3. Willie Gladden explained that he actually received training from Rosenthal about how to lie to customers to establish rapport -- a sales technique called "mirroring" (11/8B:86-87, 105-109, 111):
What [mirroring] does is that you actually repeat what the customer is saying to you. . . . It's like a mimic . . . What he says to you is what you reflect back to him. 11/8B:106.

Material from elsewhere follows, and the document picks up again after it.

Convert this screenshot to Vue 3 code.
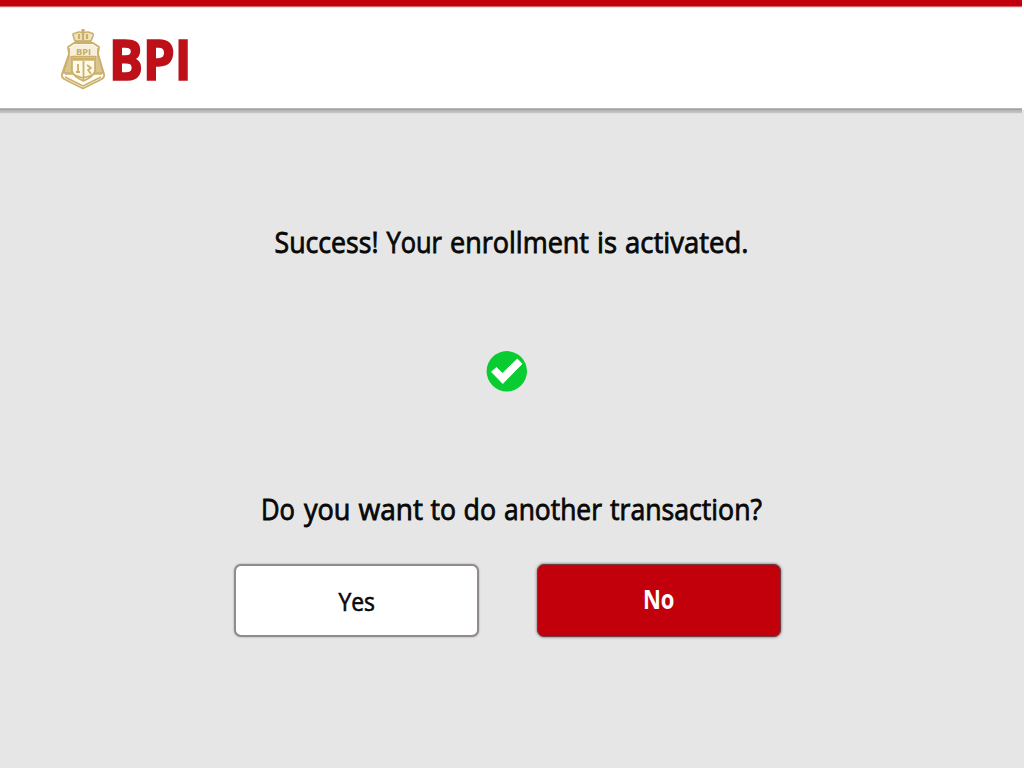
<script setup>
const successWords = [
  { t: 'Success!', x: 274.5, w: 104 },
  { t: 'Your', x: 386.5, w: 55.5 },
  { t: 'enrollment', x: 450, w: 139 },
  { t: 'is', x: 597, w: 20 },
  { t: 'activated.', x: 625, w: 123.5 }
]
const questionWords = [
  { t: 'Do', x: 261, w: 34 },
  { t: 'you', x: 304, w: 46.5 },
  { t: 'want', x: 358.5, w: 64.5 },
  { t: 'to', x: 430.5, w: 25.5 },
  { t: 'do', x: 463.5, w: 32.5 },
  { t: 'another', x: 504, w: 98 },
  { t: 'transaction?', x: 610, w: 152 }
]
</script>

<template>
  <div class="screen">
    <header class="header">
      <svg class="logo" width="140" height="74" viewBox="56 24 140 74">
        <g fill="none" stroke="#cbb06c" stroke-linejoin="round">
          <path d="M75 41 L73 35 Q73 33 76 33 Q79 31 83 33 Q88 31 91 33 Q94 33 93 36 L91 41 Z" fill="#f0e3bd" stroke-width="1.6" />
          <path d="M75 41.5 H91 M83 29 V40 M81.2 30.5 H84.8 M79 34 V39 M87 34 V39" stroke-width="2.2" />
          <path d="M68 47 L74 43 H93 L99 47 L98 54 L104 74 Q105 78 100 80 L83 88.5 L66 80 Q61 78 62 74 L69 54 Z" fill="#fffdf6" stroke-width="1.8" />
          <path d="M69 48 V55 L63.5 73 H72 V56 M98 48 V55 L103 73 H95 V56" fill="#d9c58d" stroke-width="1.3" />
          <path d="M70 47.5 L75 44.5 H92 L97 47.5 V56 H70 Z" fill="#f7efd9" stroke="none" />
          <path d="M65 74 H73 M94 74 H102 M65 77 L83 86 L101 77" stroke-width="1.5" />
          <path d="M72 56.5 H95 V71 Q94 76 83.5 81 Q73 76 72 71 Z" fill="#fff9e8" stroke-width="1.7" />
          <path d="M73 59 H94" stroke-width="3.4" />
          <path d="M83.5 61 V80 M78 64 V73 M76 72 H80 M87 65 L91 68 L88 70 L91 74 M74 75 L83 78 L93 75" stroke-width="1.8" />
        </g>
        <text class="crest" x="76" y="54.5" textLength="15" lengthAdjust="spacingAndGlyphs">BPI</text>
        <text class="brand" x="109" y="80.3" textLength="82.5" lengthAdjust="spacingAndGlyphs">BPI</text>
      </svg>
    </header>
    <main>
      <svg class="line success" width="1024" height="50" viewBox="0 220 1024 50">
        <text v-for="w in successWords" :key="w.t" :x="w.x" y="253.3" :textLength="w.w" lengthAdjust="spacingAndGlyphs">{{ w.t }}</text>
      </svg>
      <svg class="check" width="44" height="44" viewBox="485 349 44 44">
        <circle cx="506.8" cy="371.3" r="20.2" fill="#08cc32" />
        <path d="M491.5 371.8 L496.5 367.5 L502.5 373.3 L517.3 359 L522 363.8 L502.8 383.5 Z" fill="#fff" stroke="#fff" stroke-width=".9" stroke-linejoin="round" />
      </svg>
      <svg class="line question" width="1024" height="50" viewBox="0 485 1024 50">
        <text v-for="w in questionWords" :key="w.t" :x="w.x" y="520.2" :textLength="w.w" lengthAdjust="spacingAndGlyphs">{{ w.t }}</text>
      </svg>
      <div class="actions">
        <button class="btn yes">
          <svg width="241" height="69" viewBox="236 566 241 69"><text x="338.5" y="610.5" textLength="36.5" lengthAdjust="spacingAndGlyphs">Yes</text></svg>
        </button>
        <button class="btn no">
          <svg width="240" height="69" viewBox="539 566 240 69"><text x="643" y="608.5" textLength="31.5" lengthAdjust="spacingAndGlyphs">No</text></svg>
        </button>
      </div>
    </main>
  </div>
</template>

<style>
body { margin: 0; background: #e6e6e6; }
</style>
<style scoped>
.screen { width: 1024px; height: 768px; overflow: hidden; background: #e6e6e6; font-family: "Open Sans", "Noto Sans", sans-serif; }
.header {
  box-sizing: border-box; height: 114px; padding: 24px 0 0 56px;
  background:
    linear-gradient(#fff 0 110px, #e6e6e6 110px) right top / 2px 114px no-repeat,
    linear-gradient(#c1000b 0 6px, #d8636a 6px 7px, #f3dddf 7px 8px, #fff 8px 108px, #b9bbba 108px 109px, #a0a0a0 109px 110px, #b8b8b8 110px 111px, #bdbdbd 111px 112px, #c4c4c4 112px 113px, #dfdfdf 113px);
}
svg { display: block; overflow: visible; }
.brand { font-size: 55px; font-weight: 700; fill: #bd1019; stroke: #bd1019; stroke-width: 1.7px; }
.crest { font-size: 8px; font-weight: 700; fill: #c5aa65; }
.line text { font-size: 30px; font-weight: 500; fill: #080808; stroke: #080808; stroke-width: .85px; }
.success { margin-top: 106px; }
.check { margin: 79px 0 0 485px; }
.question { margin-top: 92px; }
.actions { display: flex; gap: 58px; padding: 29px 0 0 234px; }
.btn { box-sizing: border-box; width: 245px; height: 73px; padding: 0; border: 2px solid #918b8d; border-radius: 7px; box-shadow: 0 0 2px #999; font-family: inherit; }
.yes { background: #fff; }
.yes text { font-size: 25px; font-weight: 500; fill: #080808; stroke: #080808; stroke-width: .6px; }
.no { width: 244px; border: 1px solid #713b40; padding: 1px; background: #c1000b; box-shadow: 0 0 3px #555; }
.no text { font-size: 26px; font-weight: 700; fill: #fff; }
</style>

You know, if you were to come in and say you were a lawyer, and I'd say that I have a brother that's a lawyer, so we can shatter the ice. And I don't have a brother that's a lawyer, that's a lie, but that's what we do as part of our profession . . . .
11/8B:87.
4. This damning predisposition evidence was especially likely to result in conviction given that the court repeatedly thwarted counsel's efforts to put favorable predisposition evidence before the jury. In addition to excluding the "noose" Christmas card (JA:__), see Joint Brief at __, the court also erred in precluding Mr. xxxxxxxx's counsel from cross-examining Best using $15,000 in actual currency (far less than the $50,000 put in front of Mr. xxxxxxxx in Deal 4, for example). The court had allowed the government, over objection, to demonstrate for the jury the operation of a money counter, using $1000 in $5 bills (11/16:108-112). But when Best subsequently denied that Mr. xxxxxxxx's eyes "lit up" when the cash was put in front of him and opined that the use of currency did not make the deals more attractive (11/19:80), the court precluded defense counsel from having Best count out the demonstrative currency as a foundation for questions about the cash and Mr. xxxxxxxx's reaction to it (11/19:80-87; 11/22:3). Upset that some of the currency bundles had spilled to the floor (11/19:85 11/22:3), the court accepted the government's argument that it was "not proper" to use real currency to evoke a "visceral, emotional response" from the jury (11/19:84), ignoring that part of Mr. xxxxxxxx's entrapment defense was that the government's use of so much currency had evoked just such a response in him.